The McAlpine-Eig family had two buyer-tenants interested in their Rockville property. One is waiting to sell a million-dollar house after a divorce; the other is a couple who sold a house out of town and had to pay the bank at the settlement table, so they don't have a down payment ready. The man going through the divorce has put down a $3,000 deposit that will go toward the down payment and will pay $2,000 a month, which is market rent but is hundreds of dollars less than their mortgage.

McAlpine said that although he seems serious -- he had a home inspection done -- he hasn't signed the purchase contract that would go into effect within a year. "I'm not as confident as I'd like to be," she said.

Unlike Brown, the couple know they won't break even on the arrangement.

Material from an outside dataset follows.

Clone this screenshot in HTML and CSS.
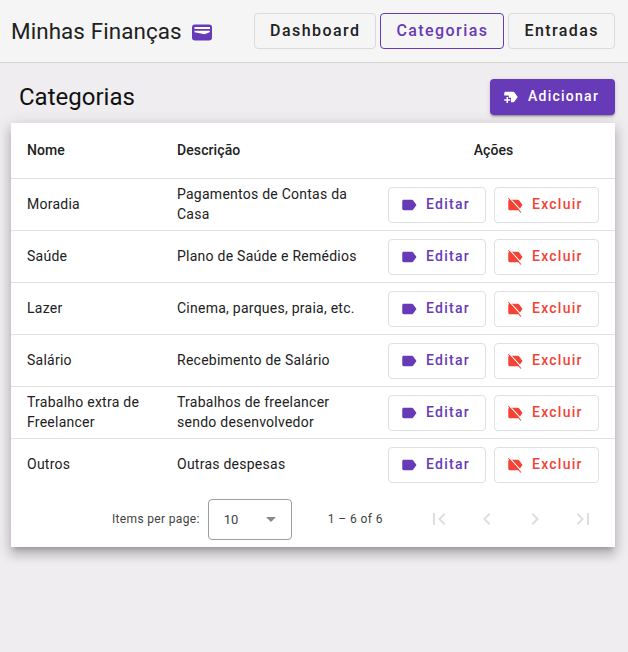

"We bought the house for more than we're selling it for," McAlpine said. Not only that, but the renovation needed was more extensive than they planned. They invested almost $70,000 in new wiring, central air and heating, a new kitchen, new staircases, and new closets.

"For us, it's been a live-and-learn situation," she said.

Frank Jamison sold a house through lease-purchase in 1989. He received a $10,000 deposit and market rent plus $100, with the extra going to the down payment. The buyers were Air Force doctors who had transferred from Hawaii and were waiting to sell a house there. They bought the house four months after moving in.

Jamison, owner of Jamison Real Estate in Poolesville, said he has also helped sellers with lease-purchases and has never had one fall through -- but none of the tenants had damaged credit.

He is considering a lease-purchase again, although he would rather sell now if he can get the same price.

"When you get into one these things, you've got a partner," he said. "They've got complete control of [your house], and you've got a maybe."